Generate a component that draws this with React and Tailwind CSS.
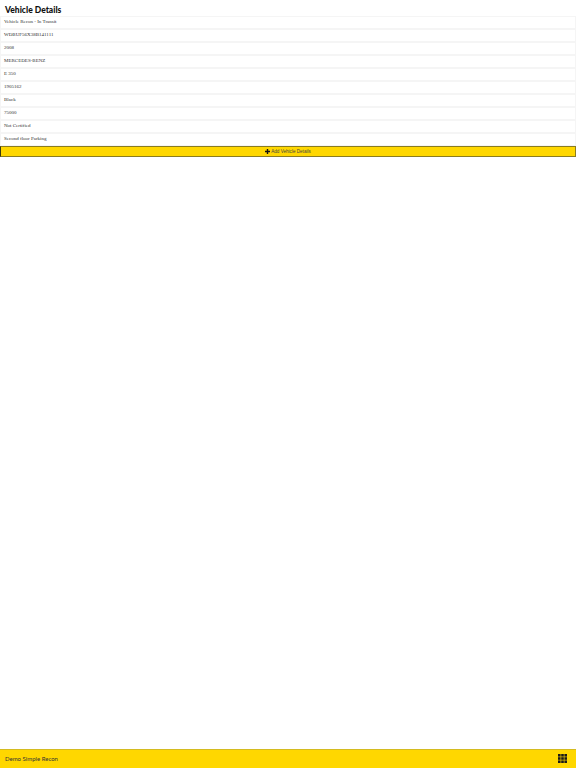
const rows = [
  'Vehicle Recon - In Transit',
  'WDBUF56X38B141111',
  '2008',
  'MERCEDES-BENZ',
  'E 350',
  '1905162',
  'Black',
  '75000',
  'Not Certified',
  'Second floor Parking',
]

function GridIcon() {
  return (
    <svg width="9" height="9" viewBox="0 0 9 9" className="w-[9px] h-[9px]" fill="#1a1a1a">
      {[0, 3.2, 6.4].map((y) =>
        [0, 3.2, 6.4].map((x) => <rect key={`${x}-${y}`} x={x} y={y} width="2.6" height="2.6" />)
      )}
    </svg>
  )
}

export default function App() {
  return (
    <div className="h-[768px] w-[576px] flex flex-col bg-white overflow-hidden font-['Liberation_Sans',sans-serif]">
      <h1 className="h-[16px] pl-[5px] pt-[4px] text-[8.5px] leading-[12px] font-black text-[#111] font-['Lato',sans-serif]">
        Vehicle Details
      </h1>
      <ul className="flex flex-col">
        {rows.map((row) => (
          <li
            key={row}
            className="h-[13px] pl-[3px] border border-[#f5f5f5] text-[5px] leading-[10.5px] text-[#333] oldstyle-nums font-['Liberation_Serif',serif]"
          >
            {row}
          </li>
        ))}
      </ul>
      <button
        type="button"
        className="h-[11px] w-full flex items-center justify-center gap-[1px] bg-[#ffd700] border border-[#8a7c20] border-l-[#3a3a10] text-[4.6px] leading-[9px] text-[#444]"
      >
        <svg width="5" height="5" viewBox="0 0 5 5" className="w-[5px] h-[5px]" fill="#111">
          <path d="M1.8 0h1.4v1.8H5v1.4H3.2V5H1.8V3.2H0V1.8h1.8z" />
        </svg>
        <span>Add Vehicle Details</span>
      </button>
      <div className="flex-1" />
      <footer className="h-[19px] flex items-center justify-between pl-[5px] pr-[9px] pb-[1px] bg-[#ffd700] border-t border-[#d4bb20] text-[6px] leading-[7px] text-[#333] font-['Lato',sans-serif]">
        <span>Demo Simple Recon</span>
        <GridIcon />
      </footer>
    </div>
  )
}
+++
» **THE EXERCISE**
From the data above, write out everything exactly except the pictures.

» **WRITTEN RESPONSE**
Generate a component that draws this with React and Tailwind CSS.
const rows = [
  'Vehicle Recon - In Transit',
  'WDBUF56X38B141111',
  '2008',
  'MERCEDES-BENZ',
  'E 350',
  '1905162',
  'Black',
  '75000',
  'Not Certified',
  'Second floor Parking',
]

function GridIcon() {
  return (
    <svg width="9" height="9" viewBox="0 0 9 9" className="w-[9px] h-[9px]" fill="#1a1a1a">
      {[0, 3.2, 6.4].map((y) =>
        [0, 3.2, 6.4].map((x) => <rect key={`${x}-${y}`} x={x} y={y} width="2.6" height="2.6" />)
      )}
    </svg>
  )
}

export default function App() {
  return (
    <div className="h-[768px] w-[576px] flex flex-col bg-white overflow-hidden font-['Liberation_Sans',sans-serif]">
      <h1 className="h-[16px] pl-[5px] pt-[4px] text-[8.5px] leading-[12px] font-black text-[#111] font-['Lato',sans-serif]">
        Vehicle Details
      </h1>
      <ul className="flex flex-col">
        {rows.map((row) => (
          <li
            key={row}
            className="h-[13px] pl-[3px] border border-[#f5f5f5] text-[5px] leading-[10.5px] text-[#333] oldstyle-nums font-['Liberation_Serif',serif]"
          >
            {row}
          </li>
        ))}
      </ul>
      <button
        type="button"
        className="h-[11px] w-full flex items-center justify-center gap-[1px] bg-[#ffd700] border border-[#8a7c20] border-l-[#3a3a10] text-[4.6px] leading-[9px] text-[#444]"
      >
        <svg width="5" height="5" viewBox="0 0 5 5" className="w-[5px] h-[5px]" fill="#111">
          <path d="M1.8 0h1.4v1.8H5v1.4H3.2V5H1.8V3.2H0V1.8h1.8z" />
        </svg>
        <span>Add Vehicle Details</span>
      </button>
      <div className="flex-1" />
      <footer className="h-[19px] flex items-center justify-between pl-[5px] pr-[9px] pb-[1px] bg-[#ffd700] border-t border-[#d4bb20] text-[6px] leading-[7px] text-[#333] font-['Lato',sans-serif]">
        <span>Demo Simple Recon</span>
        <GridIcon />
      </footer>
    </div>
  )
}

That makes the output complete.